Aujourd’hui, le présentéisme – le fait de continuer à travailler malgré la maladie – semble plus répandu que jamais. Une situation qui risque de s’empirer avec la réintroduction par le gouvernement Arizona du certificat médical pour un jour de maladie.
Dominic Zehnder
Se rendre au bureau avec un état grippal ou travailler à la chaîne malgré une migraine: pas moins de 75% des Belges avouent continuer à travailler quand ils sont malades. C’est ce que révèle une enquête du service de prévention Mensura. Une étude récente de l’assureur NN Insurance confirme ces chiffres. Parmi les principales raisons invoquées par les travailleurs: le souci de faire bonne impression, la crainte du supérieur hiérarchique, ou encore la volonté de ne pas pénaliser les collègues. «Les chiffres peuvent varier selon la méthodologie de l’étude et la manière dont les questions sont formulées, explique Maarten Hermans, expert bien-être au travail à la CSC. Il s’agit en effet d’un recensement individuel, puisque ces jours de présentéisme ne sont pas enregistrés administrativement, contrairement aux absences pour maladie. L’ampleur du phénomène est donc sous-estimée depuis des années.»
Pourtant, le présentéisme est un véritable fléau, souligne l’expert. «Continuer à travailler même si l’on est malade augmente le risque de troubles mentaux ou de maladies de longue durée. Dans certains cas, le présentéisme peut même pousser les travailleurs à quitter prématurément le marché du travail.»
La décision du gouvernement Arizona de durcir les règles et d’exiger à nouveau un certificat médical dès le premier jour de maladie risque, selon Maarten Hermans, d’empirer la situation. «La réintroduction du certificat médical pour un jour de maladie pourrait entraîner une baisse des chiffres d’absentéisme enregistrés, non pas parce les gens sont en meilleure santé mais parce qu’un plus grand nombre d’entre eux viendront malades au travail. Avec toutes les conséquences qui en découlent, comme l’impact négatif sur la santé des collègues et l’augmentation du risque de maladies de longue durée. Ainsi, à cause d’un certificat médical, le nouveau gouvernement sabote directement sa propre politique de prévention de l’absentéisme pour cause de maladie», explique-t-il.

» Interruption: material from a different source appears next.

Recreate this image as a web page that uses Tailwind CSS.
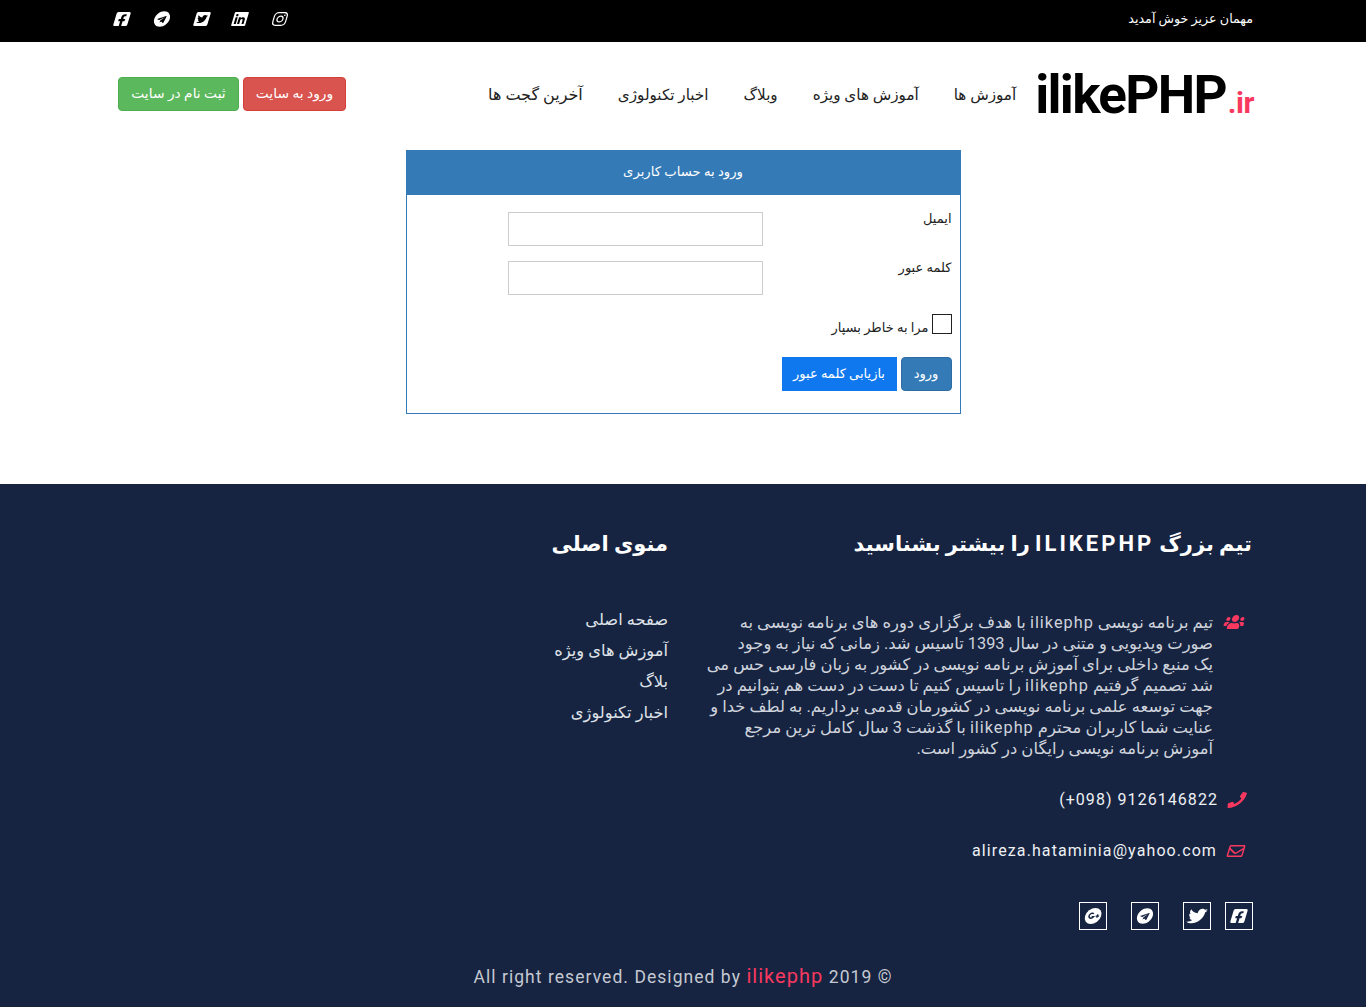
<!DOCTYPE html>
<html lang="fa" dir="rtl">
<head>
<meta charset="UTF-8">
<title>ورود به حساب کاربری | ilikePHP</title>
<script src="https://cdn.jsdelivr.net/npm/@tailwindcss/browser@4"></script>
</head>
<body class="bg-white font-['Roboto','DejaVu_Sans',sans-serif] text-[#222]">

<!-- top bar -->
<div class="bg-black h-[42px] flex items-center justify-between pr-[113px] pl-[114px] text-white">
  <span class="text-[12.7px] leading-none -mt-1">مهمان عزیز خوش آمدید</span>
  <div class="flex gap-[24px] -mt-1">
    <svg class="w-4 h-4 fill-white overflow-visible" viewBox="0 0 448 512"><g transform="matrix(1 0 -0.3 1 77 0)"><path d="M224.100 141c-63.600 0-114.900 51.300-114.900 114.900s51.300 114.900 114.900 114.900S339 319.500 339 255.900 287.700 141 224.100 141zm0 189.600c-41.100 0-74.700-33.500-74.700-74.700s33.500-74.700 74.700-74.700 74.700 33.500 74.700 74.700-33.600 74.700-74.700 74.700zm146.400-194.300c0 14.900-12 26.800-26.800 26.800-14.900 0-26.800-12-26.800-26.800s12-26.800 26.800-26.800 26.800 12 26.800 26.800zm76.100 27.200c-1.700-35.900-9.900-67.700-36.200-93.900-26.200-26.200-58-34.400-93.900-36.200-37-2.100-147.900-2.100-184.900 0-35.800 1.700-67.600 9.900-93.900 36.100s-34.400 58-36.200 93.900c-2.100 37-2.100 147.900 0 184.900 1.700 35.900 9.900 67.700 36.200 93.900s58 34.400 93.900 36.200c37 2.100 147.900 2.100 184.900 0 35.900-1.700 67.700-9.900 93.900-36.200 26.200-26.200 34.400-58 36.200-93.900 2.100-37 2.100-147.800 0-184.800zM398.800 388c-7.800 19.600-22.900 34.700-42.600 42.600-29.500 11.700-99.500 9-132.100 9s-102.700 2.600-132.100-9c-19.600-7.800-34.700-22.900-42.600-42.600-11.700-29.500-9-99.500-9-132.100s-2.600-102.700 9-132.100c7.800-19.600 22.900-34.700 42.600-42.600 29.500-11.700 99.500-9 132.100-9s102.700-2.600 132.100 9c19.600 7.800 34.700 22.900 42.600 42.600 11.700 29.500 9 99.500 9 132.100s2.700 102.700-9 132.100z"/></g></svg>
    <svg class="w-4 h-4 fill-white overflow-visible" viewBox="0 0 448 512"><g transform="matrix(1 0 -0.3 1 77 0)"><path d="M416 32H31.900C14.300 32 0 46.500 0 64.300v383.400C0 465.500 14.300 480 31.900 480H416c17.600 0 32-14.500 32-32.300V64.300c0-17.800-14.400-32.300-32-32.300zM135.400 416H69V202.200h66.500V416zm-33.200-243c-21.300 0-38.500-17.300-38.500-38.500S80.900 96 102.200 96c21.200 0 38.500 17.300 38.500 38.500 0 21.300-17.200 38.500-38.500 38.500zm282.100 243h-66.400V312c0-24.800-.5-56.700-34.500-56.700-34.600 0-39.900 27-39.900 54.900V416h-66.400V202.200h63.700v29.200h.9c8.900-16.800 30.600-34.500 62.900-34.500 67.200 0 79.700 44.300 79.700 101.900V416z"/></g></svg>
    <svg class="w-4 h-4 -mr-[2px] fill-white overflow-visible" viewBox="0 0 448 512"><g transform="matrix(1 0 -0.3 1 77 0)"><path d="M400 32H48C21.500 32 0 53.500 0 80v352c0 26.500 21.500 48 48 48h352c26.500 0 48-21.500 48-48V80c0-26.500-21.500-48-48-48zm-48.900 158.800c.2 2.800.2 5.700.2 8.500 0 86.700-66 186.600-186.600 186.600-37.200 0-71.700-10.800-100.700-29.400 5.300.6 10.400.8 15.800.8 30.700 0 58.900-10.400 81.400-28-28.800-.6-53-19.500-61.300-45.500 10.100 1.500 19.200 1.500 29.600-1.200-30-6.100-52.500-32.500-52.500-64.400v-.8c8.700 4.900 18.900 7.900 29.600 8.300a65.447 65.447 0 0 1-29.200-54.600c0-12.200 3.200-23.400 8.900-33.100 32.300 39.800 80.800 65.800 135.200 68.600-9.300-44.500 24-80.600 64-80.600 18.900 0 35.900 7.900 47.900 20.700 14.800-2.800 29-8.300 41.600-15.800-4.900 15.200-15.100 28-28.600 36.100 13.100-1.400 25.800-5.100 37.600-10.200-8.900 13.100-20.100 24.700-32.900 34z"/></g></svg>
    <svg class="w-4 h-4 fill-white overflow-visible" viewBox="0 0 496 512"><g transform="matrix(1 0 -0.3 1 77 0)"><path d="M248 8C111 8 0 119 0 256s111 248 248 248 248-111 248-248S385 8 248 8zm121.800 169.900l-40.700 191.800c-3 13.600-11.100 16.900-22.400 10.500l-62-45.700-29.900 28.800c-3.300 3.300-6.100 6.100-12.500 6.100l4.400-63.100 114.900-103.800c5-4.400-1.100-6.900-7.700-2.500l-142 89.400-61.200-19.100c-13.300-4.200-13.600-13.300 2.800-19.700l239.100-92.200c11.100-4 20.800 2.700 17.200 19.500z"/></g></svg>
    <svg class="w-4 h-4 fill-white overflow-visible" viewBox="0 0 448 512"><g transform="matrix(1 0 -0.3 1 77 0)"><path d="M400 32H48A48 48 0 0 0 0 80v352a48 48 0 0 0 48 48h137.250V327.690h-63V256h63v-54.640c0-62.150 37-96.480 93.670-96.480 27.140 0 55.520 4.840 55.520 4.840v61h-31.270c-30.810 0-40.420 19.120-40.420 38.730V256h68.780l-11 71.690h-57.780V480H400a48 48 0 0 0 48-48V80a48 48 0 0 0-48-48z"/></g></svg>
  </div>
</div>

<!-- header -->
<header class="h-[108px] flex items-center justify-between pr-[112px] pl-[118px] pb-1">
  <div class="flex items-center gap-[19px]">
    <a dir="ltr" class="flex items-baseline font-['Roboto',sans-serif] font-bold text-black text-[53px] leading-none tracking-[-1.7px] mt-[2px]">ilikePHP<span class="text-[#f9385f] text-[30px] tracking-[-0.5px] ml-[2px]">.ir</span></a>
    <nav class="flex items-center gap-[35px] text-[15.2px] text-[#222] pt-[2px]">
      <a>آموزش ها</a>
      <a>آموزش های ویژه</a>
      <a>وبلاگ</a>
      <a>اخبار تکنولوژی</a>
      <a class="text-[16px]">آخرین گجت ها</a>
    </nav>
  </div>
  <div class="flex gap-1 text-[13.8px] text-white">
    <a class="bg-[#d9534f] border border-[#d43f3a] rounded w-[103px] h-[34px] pb-[2px] flex items-center justify-center">ورود به سایت</a>
    <a class="bg-[#5cb85c] border border-[#4cae4c] rounded w-[121px] h-[34px] pb-[2px] flex items-center justify-center">ثبت نام در سایت</a>
  </div>
</header>

<!-- login card -->
<main class="h-[334px]">
  <div class="w-[555px] h-[264px] mx-auto border border-[#337ab7]">
    <div class="bg-[#337ab7] text-white text-[13.2px] h-[44px] pb-[2px] flex items-center justify-center">ورود به حساب کاربری</div>
    <form class="pt-[17px] pr-[8px] text-[13px]">
      <div class="flex items-start">
        <label class="w-[189px] leading-[14px]">ایمیل</label>
        <input type="text" class="w-[255px] h-[34px] border border-[#ccc] bg-white">
      </div>
      <div class="flex items-start mt-[15px]">
        <label class="w-[189px] leading-[14px]">کلمه عبور</label>
        <input type="password" class="w-[255px] h-[34px] border border-[#ccc] bg-white">
      </div>
      <div class="flex items-end gap-[3px] mt-[19px]">
        <span class="w-5 h-5 border border-[#222] bg-white"></span>
        <label class="leading-[14px] -mb-[1px]">مرا به خاطر بسپار</label>
      </div>
      <div class="flex gap-1 mt-[23px] text-white">
        <button type="button" class="bg-[#337ab7] border border-[#2e6da4] rounded w-[51px] h-[34px]">ورود</button>
        <a class="bg-[#0f78ee] w-[115px] h-[34px] flex items-center justify-center">بازیابی کلمه عبور</a>
      </div>
    </form>
  </div>
</main>

<!-- footer -->
<footer class="bg-[#162441] h-[523px] pt-[43px] pr-[114px] text-white">
  <div class="flex">
    <section class="w-[584px]">
      <h2 class="text-[21px] font-bold leading-[34px] h-[34px]">تیم بزرگ <span class="text-[22px] tracking-[3px]">ILIKEPHP</span> را بیشتر بشناسید</h2>
      <div class="flex mt-[51px]">
        <svg class="w-[21px] h-[16px] ml-[11px] mr-[7px] mt-[2px] shrink-0 fill-[#f9385f] overflow-visible" viewBox="0 0 640 512"><g transform="matrix(1 0 -0.3 1 77 0)"><path d="M96 224c35.300 0 64-28.700 64-64s-28.700-64-64-64-64 28.700-64 64 28.700 64 64 64zm448 0c35.300 0 64-28.700 64-64s-28.700-64-64-64-64 28.700-64 64 28.700 64 64 64zm32 32h-64c-17.600 0-33.500 7.100-45.100 18.600 40.300 22.100 68.900 62 75.100 109.400h66c17.700 0 32-14.300 32-32v-32c0-35.300-28.700-64-64-64zm-256 0c61.900 0 112-50.100 112-112S381.900 32 320 32 208 82.100 208 144s50.100 112 112 112zm76.800 32h-8.300c-20.800 10-43.900 16-68.500 16s-47.600-6-68.500-16h-8.300C179.600 288 128 339.600 128 403.200V432c0 26.500 21.500 48 48 48h288c26.500 0 48-21.500 48-48v-28.800c0-63.600-51.600-115.200-115.200-115.200zm-223.700-13.400C161.500 263.100 145.600 256 128 256H64c-35.300 0-64 28.700-64 64v32c0 17.700 14.300 32 32 32h65.900c6.300-47.400 34.900-87.300 75.200-109.400z"/></g></svg>
        <p class="text-[16.4px] leading-[21px] text-[#cfd3dc] whitespace-nowrap">تیم برنامه نویسی <span class="text-[16.3px] tracking-[1px]">ilikephp</span> با هدف برگزاری دوره های برنامه نویسی به<br>صورت ویدیویی و متنی در سال <span class="text-[16.3px] tracking-[1px]">1393</span> تاسیس شد. زمانی که نیاز به وجود<br>یک منبع داخلی برای آموزش برنامه نویسی در کشور به زبان فارسی حس می<br>شد تصمیم گرفتیم <span class="text-[16.3px] tracking-[1px]">ilikephp</span> را تاسیس کنیم تا دست در دست هم بتوانیم در<br>جهت توسعه علمی برنامه نویسی در کشورمان قدمی برداریم. به لطف خدا و<br>عنایت شما کاربران محترم <span class="text-[16.3px] tracking-[1px]">ilikephp</span> با گذشت <span class="text-[16.3px] tracking-[1px]">3</span> سال کامل ترین مرجع<br>آموزش برنامه نویسی رایگان در کشور است.</p>
      </div>
      <div class="flex items-center mt-[29px] h-[24px]">
        <svg class="w-[20px] h-[16px] ml-[9px] mr-[5px] fill-[#f9385f] overflow-visible" viewBox="0 0 512 512"><g transform="matrix(1 0 -0.3 1 77 0)"><path d="M493.400 24.600l-104-24c-11.300-2.600-22.900 3.300-27.500 13.900l-48 112c-4.200 9.800-1.400 21.300 6.900 28l60.600 49.600c-36 76.700-98.900 140.500-177.200 177.200l-49.600-60.600c-6.800-8.300-18.200-11.100-28-6.900l-112 48C3.900 366.500-2 378.100.6 389.400l24 104C27.100 504.200 36.700 512 48 512c256.100 0 464-207.500 464-464 0-11.200-7.700-20.900-18.600-23.400z"/></g></svg>
        <span dir="ltr" class="text-[16px] tracking-[1.05px] text-[#eef0f4]">(+098) 9126146822</span>
      </div>
      <div class="flex items-center mt-[27px] h-[24px]">
        <svg class="w-[18px] h-[16px] ml-[10px] mr-[7px] fill-[#f9385f] overflow-visible" viewBox="0 0 512 512"><g transform="matrix(1 0 -0.3 1 77 0)"><path d="M464 64H48C21.490 64 0 85.490 0 112v288c0 26.510 21.490 48 48 48h416c26.510 0 48-21.490 48-48V112c0-26.510-21.490-48-48-48zm0 48v40.805c-22.422 18.259-58.168 46.651-134.587 106.490-16.841 13.247-50.201 45.072-73.413 44.701-23.208.375-56.579-31.459-73.413-44.701C106.180 199.465 70.425 171.067 48 152.805V112h416zM48 400V214.398c22.914 18.251 55.409 43.862 104.938 82.646 21.857 17.205 60.134 55.186 103.062 54.955 42.717.231 80.509-37.199 103.053-54.947 49.528-38.783 82.032-64.401 104.947-82.653V400H48z"/></g></svg>
        <span dir="ltr" class="text-[16px] tracking-[1.1px] text-[#eef0f4]">alireza.hataminia@yahoo.com</span>
      </div>
    </section>
    <section>
      <h2 class="text-[21px] font-bold leading-[34px] h-[34px]">منوی اصلی</h2>
      <ul class="mt-[43px] text-[16.3px] text-[#dfe2e8] leading-[31px]">
        <li>صفحه اصلی</li>
        <li>آموزش های ویژه</li>
        <li>بلاگ</li>
        <li>اخبار تکنولوژی</li>
      </ul>
    </section>
  </div>

  <!-- social -->
  <div class="flex mt-[39px] -mr-[1px]">
    <a class="w-7 h-7 border border-white flex items-center justify-center"><svg class="w-4 h-4 fill-white overflow-visible" viewBox="0 0 448 512"><g transform="matrix(1 0 -0.3 1 77 0)"><path d="M400 32H48A48 48 0 0 0 0 80v352a48 48 0 0 0 48 48h137.250V327.690h-63V256h63v-54.640c0-62.150 37-96.480 93.670-96.480 27.140 0 55.520 4.840 55.520 4.840v61h-31.270c-30.810 0-40.420 19.120-40.420 38.730V256h68.780l-11 71.690h-57.780V480H400a48 48 0 0 0 48-48V80a48 48 0 0 0-48-48z"/></g></svg></a>
    <a class="w-7 h-7 border border-white flex items-center justify-center mr-[14px]"><svg class="w-[18px] h-[18px] fill-white overflow-visible" viewBox="0 0 512 512"><g transform="matrix(1 0 -0.3 1 77 0)"><path d="M459.370 151.716c.325 4.548.325 9.097.325 13.645 0 138.720-105.583 298.558-298.558 298.558-59.452 0-114.680-17.219-161.137-47.106 8.447.974 16.568 1.299 25.340 1.299 49.055 0 94.213-16.568 130.274-44.832-46.132-.975-84.792-31.188-98.112-72.772 6.498.974 12.995 1.624 19.818 1.624 9.421 0 18.843-1.300 27.614-3.573-48.081-9.747-84.143-51.980-84.143-102.985v-1.299c13.969 7.797 30.214 12.670 47.431 13.319-28.264-18.843-46.781-51.005-46.781-87.391 0-19.492 5.197-37.360 14.294-52.954 51.655 63.675 129.300 105.258 216.365 109.807-1.624-7.797-2.599-15.918-2.599-24.040 0-57.828 46.782-104.934 104.934-104.934 30.213 0 57.502 12.670 76.670 33.137 23.715-4.548 46.456-13.320 66.599-25.340-7.798 24.366-24.366 44.833-46.132 57.827 21.117-2.273 41.584-8.122 60.426-16.243-14.292 20.791-32.161 39.308-52.628 54.253z"/></g></svg></a>
    <a class="w-7 h-7 border border-white flex items-center justify-center mr-[24px]"><svg class="w-4 h-4 fill-white overflow-visible" viewBox="0 0 496 512"><g transform="matrix(1 0 -0.3 1 77 0)"><path d="M248 8C111 8 0 119 0 256s111 248 248 248 248-111 248-248S385 8 248 8zm121.800 169.900l-40.700 191.800c-3 13.600-11.100 16.900-22.400 10.500l-62-45.700-29.900 28.800c-3.300 3.300-6.100 6.100-12.500 6.100l4.400-63.100 114.900-103.800c5-4.400-1.100-6.900-7.700-2.500l-142 89.400-61.200-19.100c-13.300-4.200-13.600-13.300 2.800-19.700l239.100-92.200c11.100-4 20.800 2.700 17.200 19.500z"/></g></svg></a>
    <a class="w-7 h-7 border border-white flex items-center justify-center mr-[24px]"><svg class="w-4 h-4 overflow-visible" viewBox="0 0 32 32"><g transform="matrix(1 0 -0.3 1 5 0)"><circle cx="16" cy="16" r="16" fill="#fff"/><path d="M16 11.500a5 5 0 1 0 1.500 6h-4" fill="none" stroke="#162441" stroke-width="3"/><path d="M21 16h7M24.500 12.500v7" stroke="#162441" stroke-width="2.500"/></g></svg></a>
  </div>

  <p dir="ltr" class="mt-[32px] mr-[-114px] text-center text-[17.5px] tracking-[1.05px] text-[#c5c9d2] leading-[28px]">All right reserved. Designed by <span class="text-[#f9385f] text-[20px]">ilikephp</span> 2019 ©</p>
</footer>
</body>
</html>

Bien que trois Belges sur quatre admettent travailler une, voire plusieurs fois par an alors qu’ils sont malades, les décideurs politiques continuent de focaliser leur attention sur les absences. Il est frappant de constater que, bien que de nombreux experts s’attendaient à ce que la pandémie de Covid mette fin à cette pratique, le phénomène n’a fait que s’amplifier. L’introduction du télétravail y a largement contribué. Selon Maarten Hermans, la crise sanitaire a mis en lumière une autre réalité. «Pendant la pandémie, nous avons constaté que les personnes qui indiquaient être en situation financière précaire allaient plus souvent travailler en étant malades que celles qui s’en sortaient mieux. Cette inégalité s’est creusée par rapport aux mesures relevées précédemment. Ce sont donc les personnes en situation de précarité professionnelle qui subissent le plus fortement les effets du présentéisme.»
Eva Van Laere, du service Interim United de la CSC, confirme que les travailleurs précaires n’ont souvent d’autre choix que de continuer à travailler même en étant malades. «Ceux qui ont des contrats journaliers ou hebdomadaires ne peuvent tout simplement pas se permettre un jour de maladie. En effet, les intérimaires craignent que leur contrat ne soit plus renouvelé s’ils s’absentent. En cas de maladie, il arrive qu’ils soient directement orientés vers la mutualité, où les indemnités sont moindres, même s’ils sont sous contrat, alors que l’agence intérimaire est en principe tenue de verser un salaire garanti. Certains bureaux d’intérim vont même jusqu’à annuler le contrat dès que les intérimaires s’absentent pour cause de maladie», explique-t-elle.
Jürgen*, travailleur dans une grande entreprise du port d’Anvers, confirme le problème: «Beaucoup de gens ressentent une énorme pression à continuer à travailler même s’ils sont malades. S’absenter pour cause de maladie, c’est risquer de ne plus jamais être rappelé. En outre, beaucoup sont dans une situation précaire, comme les nouveaux arrivants qui n’ont guère d’autres options sur le marché de l’emploi. Ils ne peuvent pas se permettre de perdre leur revenu. L’un des exemples les plus poignants est celui d’une personne qui a été victime d’un accident sur le chemin du travail. À cause de cet accident, elle a été en incapacité de travail pendant plusieurs semaines. À la fin de son contrat hebdomadaire, elle n’a plus jamais reçu d’autre contrat.»
Ceux qui ont des contrats journaliers ou hebdomadaires ne peuvent tout simplement pas se permettre un jour de maladie. En effet, les intérimaires craignent que leur contrat ne soit plus renouvelé s’ils s’absentent."